The garrison became the largest British military base outside the UK. It was the target of the Osnabrück mortar attack on 28 June 1996 when Quebec Barracks were hit by three Mark 15 mortar devices. The barracks closed in 2009.

==Locations==
Locations within the garrison area included:

Osnabrück Station:
- Belfast Barracks, named after the City of Belfast, having served as an infantry barracks since 1951, was home to 1st Battalion the Duke of Lancaster's Regiment from 2006 until it closed in 2009.

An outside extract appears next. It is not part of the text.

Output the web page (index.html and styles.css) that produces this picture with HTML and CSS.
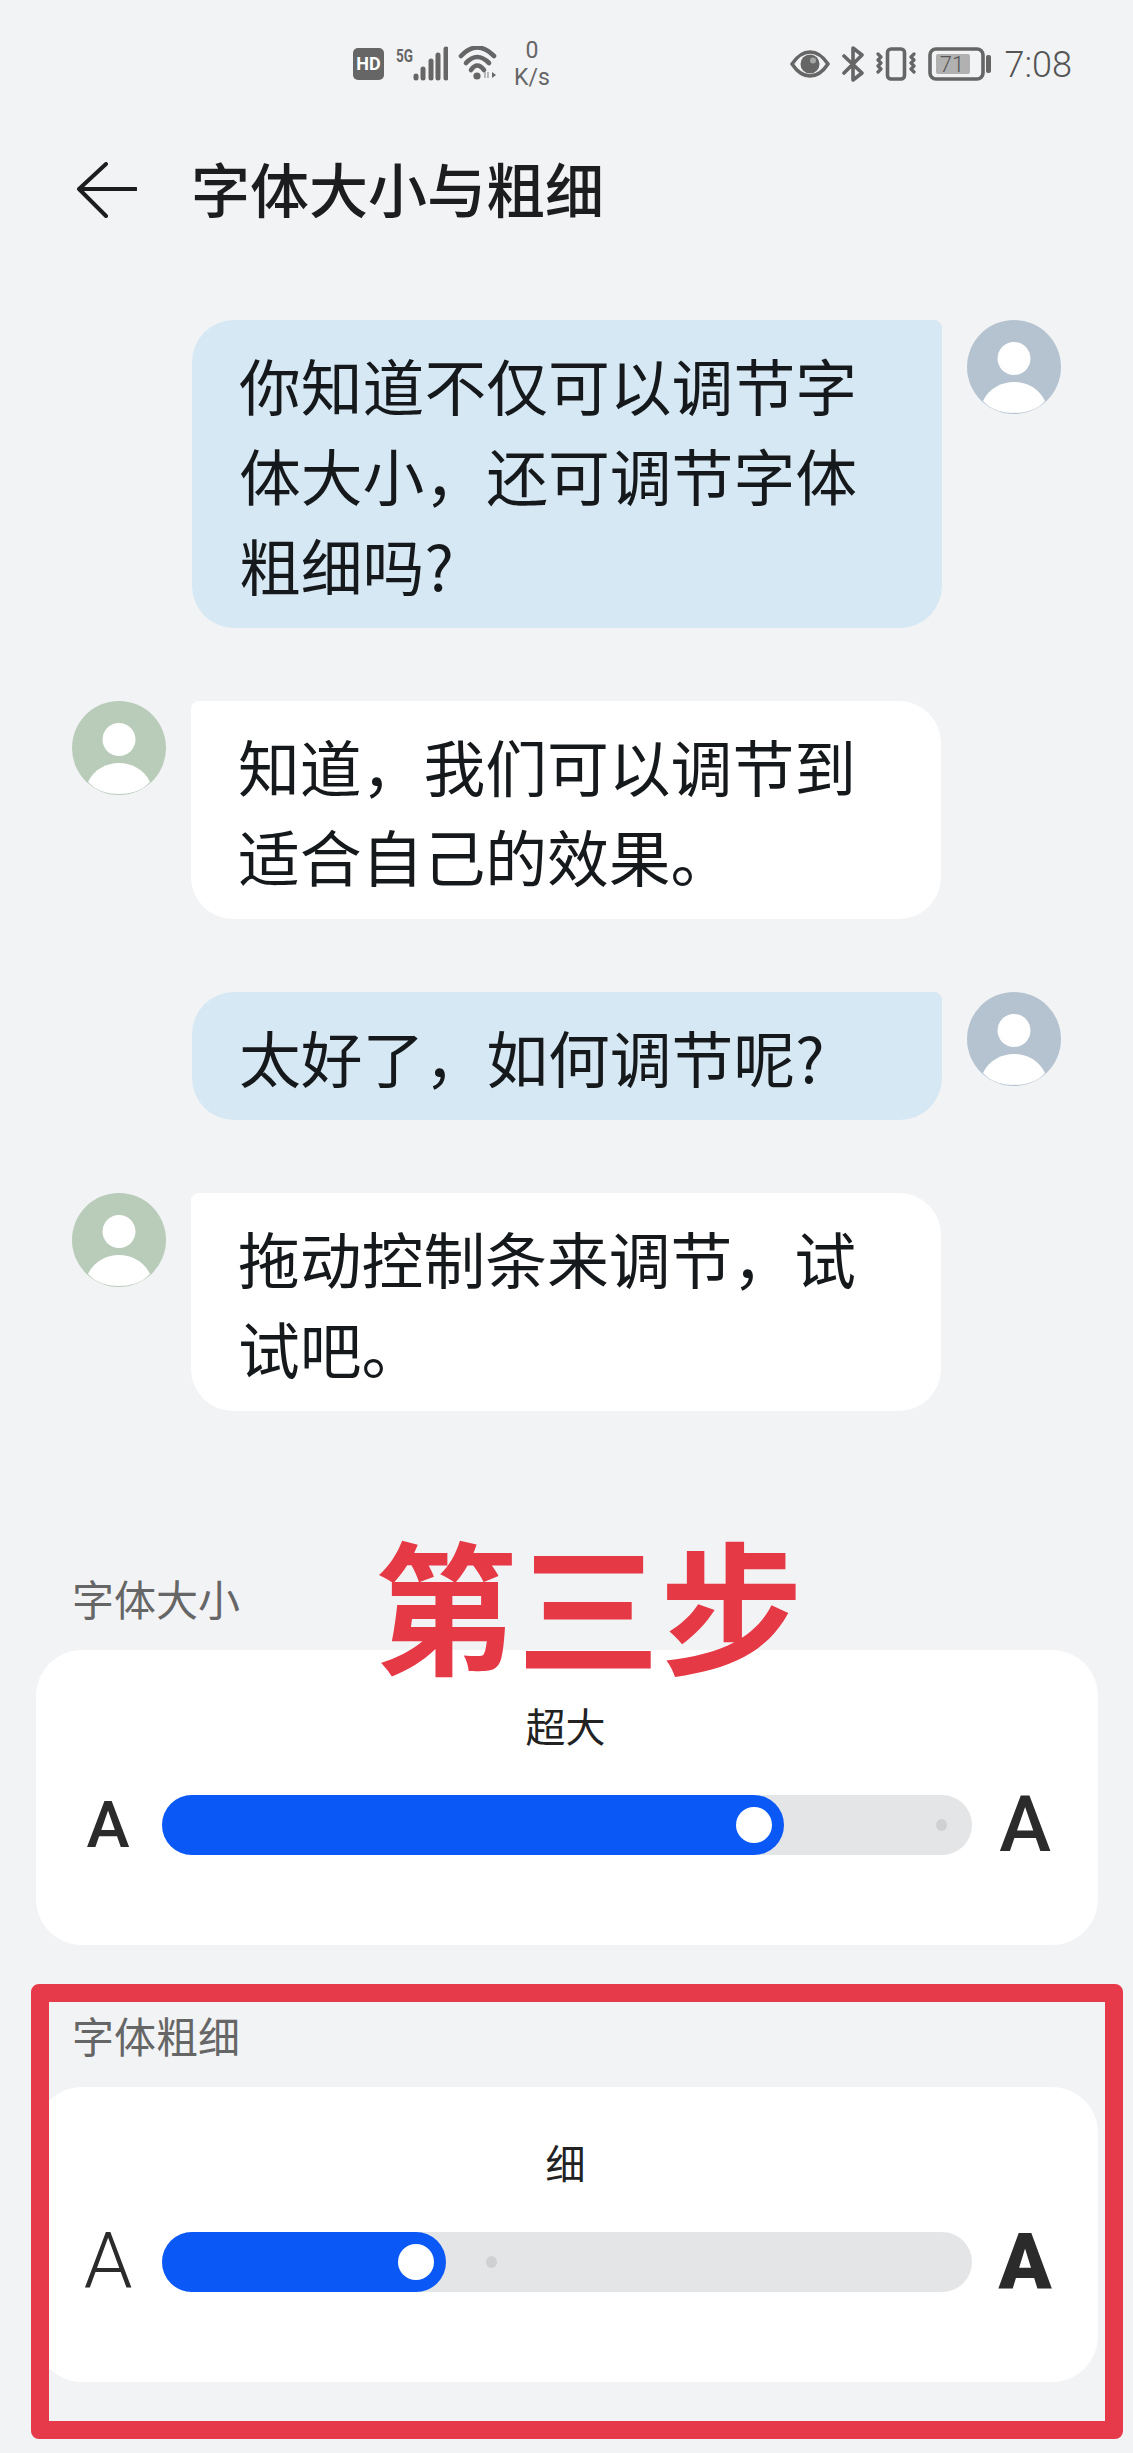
FILE: index.html
```html
<!DOCTYPE html>
<html lang="zh-CN">
<head>
<meta charset="utf-8">
<title>字体大小与粗细</title>
<link rel="stylesheet" href="styles.css">
</head>
<body>
<div class="page">
  <header class="status">
    <div class="status-group">
      <span class="hd">HD</span>
      <svg class="ic-signal" viewBox="0 -2 52 40" width="52" height="40">
        <text x="0" y="16" class="five-g" textLength="17" lengthAdjust="spacingAndGlyphs">5G</text>
        <g class="bars"><path d="M20 30v2"/><path d="M27 23v9"/><path d="M35 15v17"/><path d="M42 9v23"/><path d="M50 3v29"/></g>
      </svg>
      <svg class="ic-wifi" viewBox="0 0 40 36" width="40" height="36">
        <g class="wifi-arcs"><path d="M3 10Q19-7 36 10"/><path d="M8 17Q19 5 31 17"/><path d="M13 24Q19 15 26 24"/></g>
        <circle cx="19" cy="30" r="3.6" class="ic-fill"/>
        <path d="M27 26v6M30 26v6" class="wifi-mini"/>
        <path d="M34 26l4 3-4 3z" class="ic-fill"/>
      </svg>
      <div class="speed"><span>0</span><span>K/s</span></div>
    </div>
    <div class="status-group status-right">
      <svg class="ic-eye" viewBox="0 0 40 28" width="40" height="28">
        <path d="M2 14C8 5 14 2 20 2s12 3 18 12c-6 9-12 12-18 12S8 23 2 14z" class="ic-line"/>
        <circle cx="20" cy="14" r="9.5" class="ic-fill"/>
        <circle cx="23" cy="10.5" r="3" class="eye-glint"/>
      </svg>
      <svg class="ic-bt" viewBox="0 0 22 36" width="22" height="36">
        <path d="M2 10L20 27 11 34V2L20 9 2 27" class="ic-line"/>
      </svg>
      <svg class="ic-vib" viewBox="0 0 40 34" width="40" height="34">
        <rect x="11.5" y="2" width="17" height="30" rx="3.5" class="ic-line"/>
        <path d="M2 7l3 3-3 3 3 3-3 3 3 3-3 3" class="ic-thin"/>
        <path d="M38 7l-3 3 3 3-3 3 3 3-3 3 3 3" class="ic-thin"/>
      </svg>
      <svg class="ic-batt" viewBox="0 0 64 34" width="64" height="34">
        <rect x="2" y="2" width="53" height="30" rx="6" class="ic-line"/>
        <rect x="8" y="7" width="34" height="20" rx="2" class="batt-level"/>
        <text x="24" y="25" class="batt-text">71</text>
        <rect x="58" y="8" width="5" height="18" rx="2" class="ic-fill"/>
      </svg>
      <span class="time">7:08</span>
    </div>
  </header>

  <div class="topbar">
    <svg class="back" viewBox="0 0 60 56" width="60" height="56">
      <path d="M29 2L2 27 29 54M2 27H59"/>
    </svg>
    <h1 class="title">字体大小与粗细</h1>
  </div>

  <main class="chat">
    <div class="row row-me">
      <div class="bubble bubble-me">你知道不仅可以调节字体大小，还可调节字体粗细吗?</div>
      <svg class="avatar avatar-me" viewBox="0 0 94 94" width="94" height="94"><circle cx="47" cy="47" r="47" class="avatar-bg"/><circle cx="47" cy="38.5" r="16.5" class="avatar-fg"/><path d="M16 81C22 68 35 62 47 62S72 68 78 81C70 90 58 93 47 93S24 90 16 81Z" class="avatar-fg"/></svg>
    </div>
    <div class="row">
      <svg class="avatar avatar-other" viewBox="0 0 94 94" width="94" height="94"><circle cx="47" cy="47" r="47" class="avatar-bg"/><circle cx="47" cy="38.5" r="16.5" class="avatar-fg"/><path d="M16 81C22 68 35 62 47 62S72 68 78 81C70 90 58 93 47 93S24 90 16 81Z" class="avatar-fg"/></svg>
      <div class="bubble bubble-other">知道，我们可以调节到适合自己的效果。</div>
    </div>
    <div class="row row-me">
      <div class="bubble bubble-me">太好了，如何调节呢?</div>
      <svg class="avatar avatar-me" viewBox="0 0 94 94" width="94" height="94"><circle cx="47" cy="47" r="47" class="avatar-bg"/><circle cx="47" cy="38.5" r="16.5" class="avatar-fg"/><path d="M16 81C22 68 35 62 47 62S72 68 78 81C70 90 58 93 47 93S24 90 16 81Z" class="avatar-fg"/></svg>
    </div>
    <div class="row">
      <svg class="avatar avatar-other" viewBox="0 0 94 94" width="94" height="94"><circle cx="47" cy="47" r="47" class="avatar-bg"/><circle cx="47" cy="38.5" r="16.5" class="avatar-fg"/><path d="M16 81C22 68 35 62 47 62S72 68 78 81C70 90 58 93 47 93S24 90 16 81Z" class="avatar-fg"/></svg>
      <div class="bubble bubble-other">拖动控制条来调节，试试吧。</div>
    </div>
  </main>

  <section class="settings">
    <h2 class="label">字体大小</h2>
    <div class="card">
      <div class="caption">超大</div>
      <div class="slider-row">
        <span class="glyph glyph-s-medium">A</span>
        <div class="track">
          <span class="dot dot-size"></span>
          <div class="fill" style="width:622px"><span class="thumb"></span></div>
        </div>
        <span class="glyph glyph-l-medium">A</span>
      </div>
    </div>

    <h2 class="label label-second">字体粗细</h2>
    <div class="card">
      <div class="caption">细</div>
      <div class="slider-row">
        <span class="glyph glyph-l-thin">A</span>
        <div class="track">
          <span class="dot dot-weight"></span>
          <div class="fill" style="width:284px"><span class="thumb"></span></div>
        </div>
        <span class="glyph glyph-l-black">A</span>
      </div>
    </div>
  </section>

  <div class="step-note">第三步</div>
  <div class="highlight-frame"></div>
</div>
</body>
</html>
```

FILE: styles.css
```css
* { box-sizing: border-box; }
html, body { margin: 0; padding: 0; }
body { background: #f2f3f5; }

.page {
  position: relative;
  width: 1133px;
  height: 2453px;
  overflow: hidden;
  background: #f2f3f5;
  font-family: "Noto Sans CJK SC", "Noto Sans", sans-serif;
  color: #1b1d1f;
}

/* status bar */
.status {
  height: 128px;
  padding: 0 61px 0 353px;
  display: flex;
  align-items: center;
  justify-content: space-between;
  font-family: Roboto, "Liberation Sans", sans-serif;
  color: #666;
}
.status-group { display: flex; align-items: center; }
.hd {
  width: 31px;
  height: 32px;
  margin-right: 12px;
  border-radius: 5px;
  background: #666;
  color: #fff;
  font-size: 18px;
  font-weight: 700;
  line-height: 32px;
  text-align: center;
}
.ic-signal { margin-right: 10px; }
.five-g { font-family: Roboto, sans-serif; font-size: 19px; font-weight: 700; fill: #666; }
.bars path { stroke: #666; stroke-width: 5; stroke-linecap: round; fill: none; }
.wifi-arcs path { stroke: #666; stroke-width: 4.6; stroke-linecap: round; fill: none; }
.wifi-mini { stroke: #aaa; stroke-width: 1.6; fill: none; }
.ic-fill { fill: #666; }
.speed {
  width: 40px;
  margin-left: 14px;
  display: flex;
  flex-direction: column;
  align-items: center;
  font-size: 23px;
  line-height: 27px;
  font-weight: 400;
  color: #666;
}
.ic-line { fill: none; stroke: #666; stroke-width: 3.6; stroke-linejoin: round; stroke-linecap: round; }
.ic-thin { fill: none; stroke: #666; stroke-width: 3.2; stroke-linejoin: round; stroke-linecap: round; }
.eye-glint { fill: #f2f3f5; opacity: .45; }
.ic-eye, .ic-bt, .ic-vib { margin-right: 12px; }
.ic-batt { margin-right: 13px; }
.batt-level { fill: #b1b1b1; }
.batt-text { font-family: Roboto, sans-serif; font-size: 22px; font-weight: 300; fill: #555; text-anchor: middle; }
.time { margin-top: 2px; font-size: 36px; font-weight: 300; line-height: 40px; color: #555; }

/* title bar */
.topbar {
  height: 124px;
  padding-left: 77px;
  display: flex;
  align-items: center;
  gap: 54px;
}
.back path { fill: none; stroke: #1b1d1f; stroke-width: 4; stroke-linecap: round; stroke-linejoin: round; }
.title { margin: -5px 0 0; font-size: 59px; font-weight: 500; line-height: 70px; }

/* chat */
.chat {
  margin-top: 68px;
  padding: 0 72px;
  display: flex;
  flex-direction: column;
  gap: 73px;
}
.row { display: flex; align-items: flex-start; gap: 25px; }
.row-me { justify-content: flex-end; }
.avatar { flex: none; }
.avatar-fg { fill: #fff; }
.avatar-me .avatar-bg { fill: #b5c3d1; }
.avatar-other .avatar-bg { fill: #b9cbb9; }
.bubble {
  width: 750px;
  padding: 19px 45px 19px 47px;
  font-size: 61.8px;
  line-height: 90px;
  color: #15191c;
  border-radius: 42px;
}
.bubble-me { background: #d6e8f3; border-top-right-radius: 8px; }
.bubble-other { background: #fff; border-top-left-radius: 8px; }

/* settings */
.settings { margin-top: 162px; padding: 0 35px 0 36px; }
.label {
  margin: 0 0 27px;
  padding-left: 36px;
  font-size: 42px;
  font-weight: 400;
  line-height: 50px;
  color: #666;
}
.label-second { margin-top: 65px; }
.card {
  height: 295px;
  padding: 50px 3px 0 0;
  background: #fff;
  border-radius: 46px;
}
.caption {
  font-size: 40px;
  line-height: 50px;
  text-align: center;
  color: #222;
}
.slider-row {
  margin-top: 45px;
  padding: 0 17px 0 18px;
  display: grid;
  grid-template-columns: 108px 810px 106px;
  align-items: center;
}
.glyph {
  font-family: Roboto, "Liberation Sans", sans-serif;
  line-height: 60px;
  height: 60px;
  text-align: center;
  color: #2b2b2b;
}
.glyph-s-medium { font-size: 65px; font-weight: 500; }
.glyph-l-medium { font-size: 78px; font-weight: 500; }
.glyph-l-thin { font-size: 78px; font-weight: 300; }
.glyph-l-black { font-size: 78px; font-weight: 900; }
.track {
  position: relative;
  height: 60px;
  border-radius: 30px;
  background: #e4e5e7;
}
.fill {
  position: relative;
  height: 60px;
  border-radius: 30px;
  background: #0a59f7;
}
.thumb {
  position: absolute;
  top: 12px;
  right: 12px;
  width: 36px;
  height: 36px;
  border-radius: 50%;
  background: #fff;
}
.dot {
  position: absolute;
  top: 24px;
  width: 11px;
  height: 12px;
  border-radius: 50%;
  background: #cfd0d2;
}
.dot-size { left: 774px; }
.dot-weight { left: 324px; }

/* annotations laid over the screenshot */
.step-note {
  position: absolute;
  left: 374px;
  top: 1530px;
  font-size: 143px;
  font-weight: 700;
  line-height: 144px;
  white-space: nowrap;
  color: #e63946;
}
.highlight-frame {
  position: absolute;
  left: 31px;
  top: 1984px;
  width: 1092px;
  height: 455px;
  border: 18.5px solid #e63a4a;
  border-radius: 8px;
}
```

- Imphal Barracks, named after the Battle of Imphal in 1944, having served as a cavalry and tank regiment barracks since 1952, was home to the 1st The Queen's Dragoon Guards from 2003 until it closed in 2007.
- Mercer Barracks, probably named after Captain Cavalié Mercer, having served as an infantry barracks since the 1952, was home to 1st Battalion the Royal Green Jackets from 1987 until it closed in 1992.
- Quebec Barracks, named after the City of Quebec, having served as an infantry barracks since the 1950s, was home of 12th Mechanised Brigade during the 1980s and was then home to 4th Armoured Brigade from 1993 until it closed in 2009. It was also home to 21 Engineer Regiment from 1996 until it closed in 2009.
- Roberts Barracks, named after Field Marshal Earl Roberts, having served as an artillery and engineer barracks since 1951, was home to 4th Regiment Royal Artillery from 1984 until it closed in 2008.
- Scarborough Barracks, named after the town of Scarborough, having served as an ordnance park and as a signals barracks since the early 1960s, was home 12 Ordnance Company of the Royal Army Ordnance Corps until it closed in 1987.
Münster Station:
- Buller Barracks, named after General Sir Redvers Buller, having served as a Royal Army Service Corps barracks since 1956 and then as an infantry barracks from 1968, was home to 1st Battalion The Queen's Own Highlanders from 1988 until it closed in 1994.
- Oxford Barracks, named after the City of Oxford, having served as an infantry barracks since 1945, was home to 1st Battalion the Yorkshire Regiment from 2008 until it closed in 2009.
- Portsmouth Barracks, named after the City of Portsmouth, was home to 8 Artillery Support Regiment Royal Corps of Transport and 31 Ordnance Company, part of 3 Ordnance Battalion, Royal Army Ordnance Corps from 1968 and the 1980s respectively until it closed in 1994.
- Prestatyn Barracks, named after the North Wales town of Prestatyn, was home to 7 Field Ambulance, RAMC during the 1950s and 1960s.
- Swinton Barracks, named after Major-General Ernest Swinton, having served as a cavalry and tank regiment barracks since 1952, was home to the Royal Hussars from 1990 until it closed in 1992.
- Waterloo Barracks, named after the Battle of Waterloo, having served as an artillery barracks since 1952 and then as in infantry barracks from 1962, was home to 2nd Regiment Royal Artillery from 1982 until it closed in 1993.
- York Barracks, named after the City of York, was home to 20th Armoured Brigade during the 1950s, home to 6th Infantry Brigade during the 1960s, then home to 4th (Guards) Armoured Brigade during the 1970s, and home to 4th Armoured Brigade from 1981 until 1993. It was also home to the Royal Dragoon Guards from 2001 until it closed in 2008.